_Short exercise:_
Transcribe the whole listing without a single picture.
###
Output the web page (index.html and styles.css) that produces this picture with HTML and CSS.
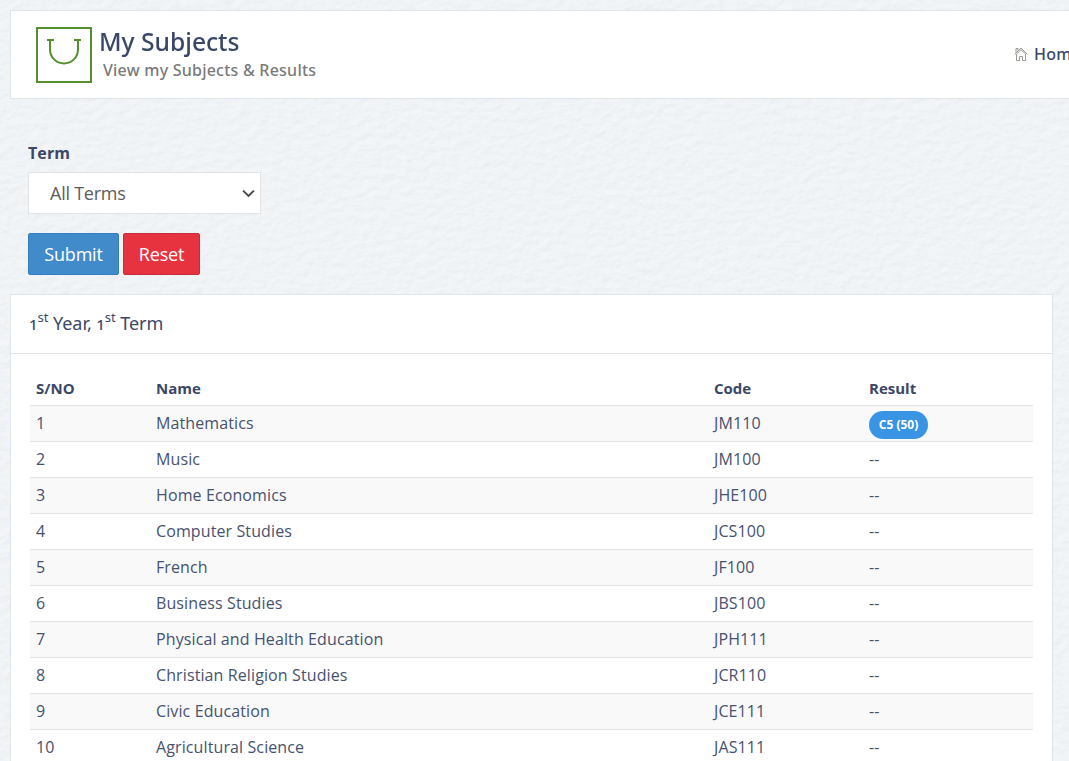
FILE: index.html
```html
<!DOCTYPE html>
<html lang="en">
<head>
<meta charset="utf-8">
<title>My Subjects</title>
<link rel="stylesheet" href="styles.css">
</head>
<body>
<svg class="paper" aria-hidden="true">
  <filter id="grain" x="0" y="0" width="100%" height="100%" color-interpolation-filters="sRGB">
    <feTurbulence type="fractalNoise" baseFrequency="0.09 0.14" numOctaves="3" seed="4" result="noise"/>
    <feDiffuseLighting in="noise" lighting-color="#f0f2f4" surfaceScale="0.9" diffuseConstant="1.133">
      <feDistantLight azimuth="235" elevation="62"/>
    </feDiffuseLighting>
  </filter>
  <rect width="100%" height="100%" filter="url(#grain)"/>
</svg>
<header class="page-header">
  <svg class="logo" viewBox="0 0 56 56" fill="none" stroke="#548f2e" stroke-width="2">
    <rect x="1" y="1" width="54" height="54"/>
    <path d="M11 13h7M38 13h7M14 13v9.500a14 14 0 0 0 28 0V13"/>
  </svg>
  <div class="titles">
    <h1>My Subjects</h1>
    <p>View my Subjects &amp; Results</p>
  </div>
  <a class="home"><svg viewBox="0 0 14 14" fill="none" stroke="#9b9792" stroke-width="1"><path d="M.7 7.300 7 1l6.300 6.300M2 5.500v-4h2v2M2.500 7v6.500h3v-4h3v4h3V7L7 2.800z"/></svg>Home</a>
</header>
<form class="filter">
  <label for="term">Term</label>
  <div class="select" id="term"><span>All Terms</span><svg viewBox="0 0 12 8" fill="none" stroke="#484848" stroke-width="1.800"><path d="m1 1.300 5 5 5-5"/></svg></div>
  <div class="buttons"><button type="button" class="submit">Submit</button><button type="button" class="reset">Reset</button></div>
</form>
<main class="panel">
  <h2><span class="num">1</span><sup>st</sup> Year, <span class="num">1</span><sup>st</sup> Term</h2>
  <div class="panel-body">
    <table>
      <colgroup><col class="c1"><col class="c2"><col class="c3"><col></colgroup>
      <thead><tr><th>S/NO</th><th>Name</th><th>Code</th><th>Result</th></tr></thead>
      <tbody>
        <tr><td>1</td><td>Mathematics</td><td>JM110</td><td><span class="badge">C5 (50)</span></td></tr>
        <tr><td>2</td><td>Music</td><td>JM100</td><td>--</td></tr>
        <tr><td>3</td><td>Home Economics</td><td>JHE100</td><td>--</td></tr>
        <tr><td>4</td><td>Computer Studies</td><td>JCS100</td><td>--</td></tr>
        <tr><td>5</td><td>French</td><td>JF100</td><td>--</td></tr>
        <tr><td>6</td><td>Business Studies</td><td>JBS100</td><td>--</td></tr>
        <tr><td>7</td><td>Physical and Health Education</td><td>JPH111</td><td>--</td></tr>
        <tr><td>8</td><td>Christian Religion Studies</td><td>JCR110</td><td>--</td></tr>
        <tr><td>9</td><td>Civic Education</td><td>JCE111</td><td>--</td></tr>
        <tr><td>10</td><td>Agricultural Science</td><td>JAS111</td><td>--</td></tr>
      </tbody>
    </table>
  </div>
</main>
</body>
</html>
```
FILE: styles.css
```css
* { box-sizing: border-box; }
html { height: 761px; overflow: hidden; }
body { margin: 0; height: 761px; padding: 10px 0 0 10px; overflow: hidden; position: relative; z-index: 0; background: #f1f4f6; color: #3a4767; font-family: "Open Sans", sans-serif; font-size: 16px; }
.paper { position: absolute; inset: 0; width: 100%; height: 100%; z-index: -1; opacity: .15; }
.page-header { width: 1100px; height: 89px; padding: 16px 0 0 25px; display: flex; align-items: flex-start; background: #fff; border: 1px solid #e0e4ed; }
.logo { width: 56px; height: 56px; flex: none; }
.titles { padding-left: 7px; width: 922px; flex: none; }
h1 { margin: -3px 0 0; font: 500 26px/34px "Noto Sans", sans-serif; transform: scaleX(.947); transform-origin: 0 0; }
.titles p { margin: 1px 0 0 4px; font: 500 16px/23px "Noto Sans", sans-serif; letter-spacing: .23px; color: #7a7a7a; white-space: nowrap; }
.home { display: flex; align-items: center; gap: 6px; font: 500 16px/22px "Noto Sans", sans-serif; padding-top: 16px; letter-spacing: .2px; }
.home svg { width: 14px; height: 14px; margin-top: -1px; }
.filter { height: 195px; padding: 43px 0 0 18px; display: flex; flex-direction: column; }
label { font: 700 16px/22px "Open Sans", sans-serif; letter-spacing: .1px; }
.select { width: 233px; height: 42px; margin-top: 8px; padding: 0 5px 0 21px; display: flex; align-items: center; justify-content: space-between; background: #fff; border: 1px solid #e1e3e5; color: #5c5c5c; font-size: 18px; font-weight: 400; letter-spacing: -.25px; }
.select svg { width: 13px; height: 9px; }
.buttons { display: flex; gap: 4px; margin-top: 19px; }
button { height: 42px; padding: 0; border: 1px solid; border-radius: 2px; color: #fff; font: 400 18px "Open Sans", sans-serif; letter-spacing: -.2px; }
.submit { width: 91px; background: #428bca; border-color: #357ebd; }
.reset { width: 77px; background: #e6333f; border-color: #c52d3b; }
.panel { width: 1043px; height: 480px; background: #fff; border: 1px solid #e0e4ed; }
h2 { margin: 0; height: 59px; padding: 16px 0 0 18px; border-bottom: 1px solid #e1e4e8; font: 400 18px/24px "Noto Sans", sans-serif; letter-spacing: -.05px; }
.num { font-size: 15px; font-weight: 500; }
sup { font-size: 13px; line-height: 0; vertical-align: 8px; }
.panel-body { padding: 17px 19px 0; }
table { width: 1003px; table-layout: fixed; border-collapse: collapse; }
.c1 { width: 120px; } .c2 { width: 558px; } .c3 { width: 155px; }
th { height: 34px; padding: 0 6px; text-align: left; font-size: 15px; font-weight: 700; }
td { height: 36px; padding: 0 6px; border-top: 1px solid #e1e3e5; color: #46526f; font-weight: 400; line-height: 22px; letter-spacing: .11px; white-space: nowrap; }
tbody tr:nth-child(odd) { background: #f9f9f9; }
.badge { display: flex; width: 59px; height: 28px; margin-top: 3px; align-items: center; justify-content: center; border-radius: 14px; background: #3994e4; color: #fff; font-size: 12px; font-weight: 700; letter-spacing: 0; }
```
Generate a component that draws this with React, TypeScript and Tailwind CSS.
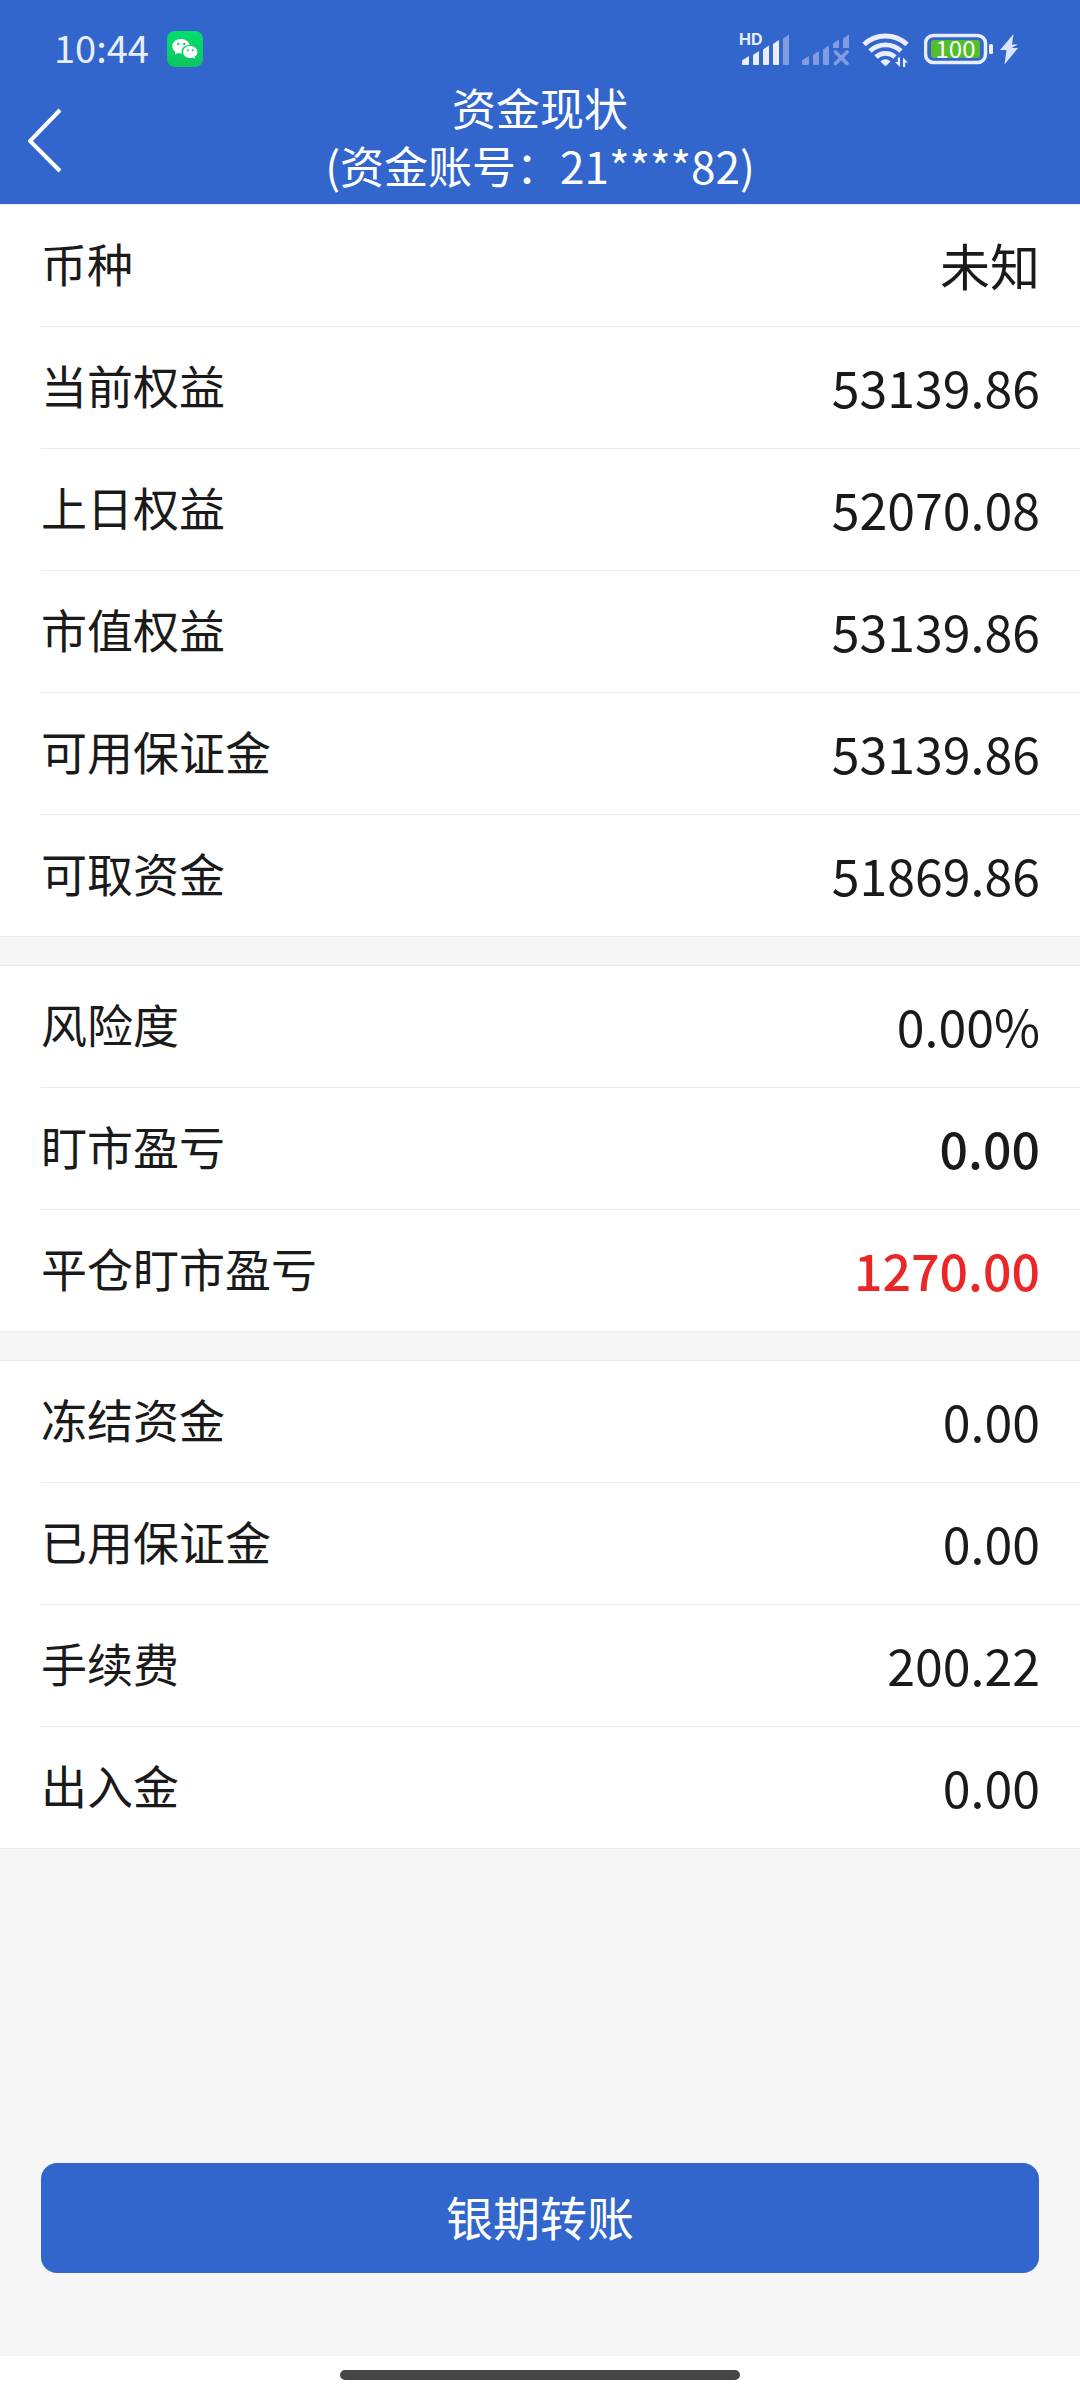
###
_Task response:_
Output the web page (index.html and styles.css) that produces this picture with HTML and CSS.
FILE: index.html
```html
<!DOCTYPE html>
<html lang="en">
<head>
<meta charset="utf-8">
<title>My Subjects</title>
<link rel="stylesheet" href="styles.css">
</head>
<body>
<svg class="paper" aria-hidden="true">
  <filter id="grain" x="0" y="0" width="100%" height="100%" color-interpolation-filters="sRGB">
    <feTurbulence type="fractalNoise" baseFrequency="0.09 0.14" numOctaves="3" seed="4" result="noise"/>
    <feDiffuseLighting in="noise" lighting-color="#f0f2f4" surfaceScale="0.9" diffuseConstant="1.133">
      <feDistantLight azimuth="235" elevation="62"/>
    </feDiffuseLighting>
  </filter>
  <rect width="100%" height="100%" filter="url(#grain)"/>
</svg>
<header class="page-header">
  <svg class="logo" viewBox="0 0 56 56" fill="none" stroke="#548f2e" stroke-width="2">
    <rect x="1" y="1" width="54" height="54"/>
    <path d="M11 13h7M38 13h7M14 13v9.500a14 14 0 0 0 28 0V13"/>
  </svg>
  <div class="titles">
    <h1>My Subjects</h1>
    <p>View my Subjects &amp; Results</p>
  </div>
  <a class="home"><svg viewBox="0 0 14 14" fill="none" stroke="#9b9792" stroke-width="1"><path d="M.7 7.300 7 1l6.300 6.300M2 5.500v-4h2v2M2.500 7v6.500h3v-4h3v4h3V7L7 2.800z"/></svg>Home</a>
</header>
<form class="filter">
  <label for="term">Term</label>
  <div class="select" id="term"><span>All Terms</span><svg viewBox="0 0 12 8" fill="none" stroke="#484848" stroke-width="1.800"><path d="m1 1.300 5 5 5-5"/></svg></div>
  <div class="buttons"><button type="button" class="submit">Submit</button><button type="button" class="reset">Reset</button></div>
</form>
<main class="panel">
  <h2><span class="num">1</span><sup>st</sup> Year, <span class="num">1</span><sup>st</sup> Term</h2>
  <div class="panel-body">
    <table>
      <colgroup><col class="c1"><col class="c2"><col class="c3"><col></colgroup>
      <thead><tr><th>S/NO</th><th>Name</th><th>Code</th><th>Result</th></tr></thead>
      <tbody>
        <tr><td>1</td><td>Mathematics</td><td>JM110</td><td><span class="badge">C5 (50)</span></td></tr>
        <tr><td>2</td><td>Music</td><td>JM100</td><td>--</td></tr>
        <tr><td>3</td><td>Home Economics</td><td>JHE100</td><td>--</td></tr>
        <tr><td>4</td><td>Computer Studies</td><td>JCS100</td><td>--</td></tr>
        <tr><td>5</td><td>French</td><td>JF100</td><td>--</td></tr>
        <tr><td>6</td><td>Business Studies</td><td>JBS100</td><td>--</td></tr>
        <tr><td>7</td><td>Physical and Health Education</td><td>JPH111</td><td>--</td></tr>
        <tr><td>8</td><td>Christian Religion Studies</td><td>JCR110</td><td>--</td></tr>
        <tr><td>9</td><td>Civic Education</td><td>JCE111</td><td>--</td></tr>
        <tr><td>10</td><td>Agricultural Science</td><td>JAS111</td><td>--</td></tr>
      </tbody>
    </table>
  </div>
</main>
</body>
</html>
```
FILE: styles.css
```css
* { box-sizing: border-box; }
html { height: 761px; overflow: hidden; }
body { margin: 0; height: 761px; padding: 10px 0 0 10px; overflow: hidden; position: relative; z-index: 0; background: #f1f4f6; color: #3a4767; font-family: "Open Sans", sans-serif; font-size: 16px; }
.paper { position: absolute; inset: 0; width: 100%; height: 100%; z-index: -1; opacity: .15; }
.page-header { width: 1100px; height: 89px; padding: 16px 0 0 25px; display: flex; align-items: flex-start; background: #fff; border: 1px solid #e0e4ed; }
.logo { width: 56px; height: 56px; flex: none; }
.titles { padding-left: 7px; width: 922px; flex: none; }
h1 { margin: -3px 0 0; font: 500 26px/34px "Noto Sans", sans-serif; transform: scaleX(.947); transform-origin: 0 0; }
.titles p { margin: 1px 0 0 4px; font: 500 16px/23px "Noto Sans", sans-serif; letter-spacing: .23px; color: #7a7a7a; white-space: nowrap; }
.home { display: flex; align-items: center; gap: 6px; font: 500 16px/22px "Noto Sans", sans-serif; padding-top: 16px; letter-spacing: .2px; }
.home svg { width: 14px; height: 14px; margin-top: -1px; }
.filter { height: 195px; padding: 43px 0 0 18px; display: flex; flex-direction: column; }
label { font: 700 16px/22px "Open Sans", sans-serif; letter-spacing: .1px; }
.select { width: 233px; height: 42px; margin-top: 8px; padding: 0 5px 0 21px; display: flex; align-items: center; justify-content: space-between; background: #fff; border: 1px solid #e1e3e5; color: #5c5c5c; font-size: 18px; font-weight: 400; letter-spacing: -.25px; }
.select svg { width: 13px; height: 9px; }
.buttons { display: flex; gap: 4px; margin-top: 19px; }
button { height: 42px; padding: 0; border: 1px solid; border-radius: 2px; color: #fff; font: 400 18px "Open Sans", sans-serif; letter-spacing: -.2px; }
.submit { width: 91px; background: #428bca; border-color: #357ebd; }
.reset { width: 77px; background: #e6333f; border-color: #c52d3b; }
.panel { width: 1043px; height: 480px; background: #fff; border: 1px solid #e0e4ed; }
h2 { margin: 0; height: 59px; padding: 16px 0 0 18px; border-bottom: 1px solid #e1e4e8; font: 400 18px/24px "Noto Sans", sans-serif; letter-spacing: -.05px; }
.num { font-size: 15px; font-weight: 500; }
sup { font-size: 13px; line-height: 0; vertical-align: 8px; }
.panel-body { padding: 17px 19px 0; }
table { width: 1003px; table-layout: fixed; border-collapse: collapse; }
.c1 { width: 120px; } .c2 { width: 558px; } .c3 { width: 155px; }
th { height: 34px; padding: 0 6px; text-align: left; font-size: 15px; font-weight: 700; }
td { height: 36px; padding: 0 6px; border-top: 1px solid #e1e3e5; color: #46526f; font-weight: 400; line-height: 22px; letter-spacing: .11px; white-space: nowrap; }
tbody tr:nth-child(odd) { background: #f9f9f9; }
.badge { display: flex; width: 59px; height: 28px; margin-top: 3px; align-items: center; justify-content: center; border-radius: 14px; background: #3994e4; color: #fff; font-size: 12px; font-weight: 700; letter-spacing: 0; }
```
Generate a component that draws this with React, TypeScript and Tailwind CSS.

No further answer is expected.